The media, which have long criticised the US war and invasion of Iraq, grudgingly allowed that that conquest had borne fruit in terms of putting pressure on other countries Washington considers "rogue states" or part of an "axis of evil".
But they warned that the dividends gained by throwing US military might around the globe were short-term and may be undermined by the long-term consequences.
"An era has truly come to an end in the Middle East," the newspaper Le Monde said in an editorial taking in Iraq, the recent decision by Iran to allow inspections of its nuclear programme, and the Libya deal.
"The fall of Saddam Hussein probably counted in (Libyan leader Moamer) Kadhafi's about-face," it said, but added that the diplomatic breakthrough showed that "more than ever, the danger posed by Saddam Hussein did not justify a unilateral war without UN backing."
The weakening of rogue states, it said, was being matched by a rise in militant Islamic fundamentalism even as "a widening and destructive gap" was opening between Europe and the United States.

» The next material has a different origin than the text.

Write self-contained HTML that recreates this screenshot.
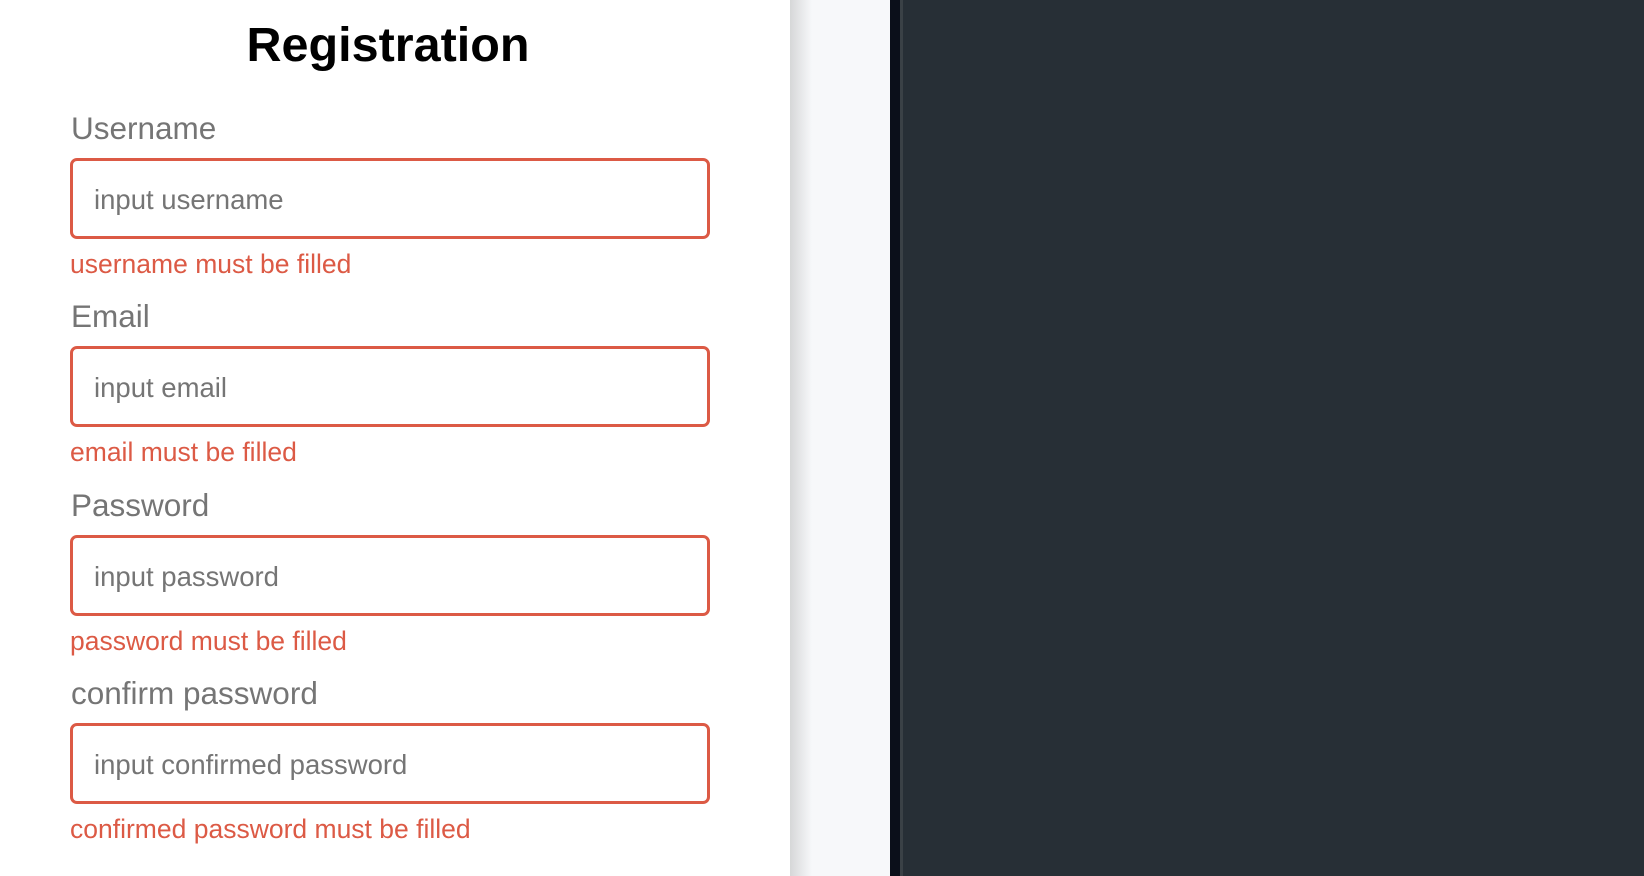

Another newspaper, France Soir, said that "it has to be recognised that the Americans ... whose sad record of supporting tyrants we know, have nonetheless contributed to making sure that Hitlerism, Stalinism and fundamentalism don't last."
All the papers noted that London and Washington had succeeded in bending Tripoli to their will, in contrast with Paris, which has been struggling to force Libya to pay significant compensation to the families of 170 people who were killed in 1989 when a bomb blew apart a French aircraft over Niger.
The reference in that dispute has become the 2.7-billion-dollar (2.2-billion-euro) payout Libya made for the 1988 bombing of a Pan Am jet over Lockerbie, Scotland, in return for a lifting of UN sanctions.
The left-wing Socialist opposition party was quick to draw the conclusion that the US-British deal with Libya -- which the British newspaper The Observer said involved Kadhafi also handing over details about hundreds of al-Qaeda members -- "shows the isolation of France, and French diplomacy, in an area where it traditionally has a lot of influence," according to a spokeswoman.
"This shows that international diplomacy has come down to a coupling of the United States and Great Britain, which undermines the whole concept of multilateralism and the role of the UN," said the spokeswoman, Annick Lepetit.
Other observers tallied up current Franco-US disputes -- the exclusion of anti-war countries from Iraq's reconstruction, bitter wrangling to settle a lawsuit over a French bank's illegal purchase of US insurer Executive Life, the decision to put off an announcement on whether to build an international nuclear fusion reactor in France or Japan -- to say that Washington was clearly seeking to punish Paris wherever and whenever it can.
"Within the American administration there are some who intend to pursue a deliberate strategy of isolating France because of what happened during the Iraq crisis," one deputy from Chirac's ruling UMP party, Pierre Lellouche, told the newspaper Le Parisien.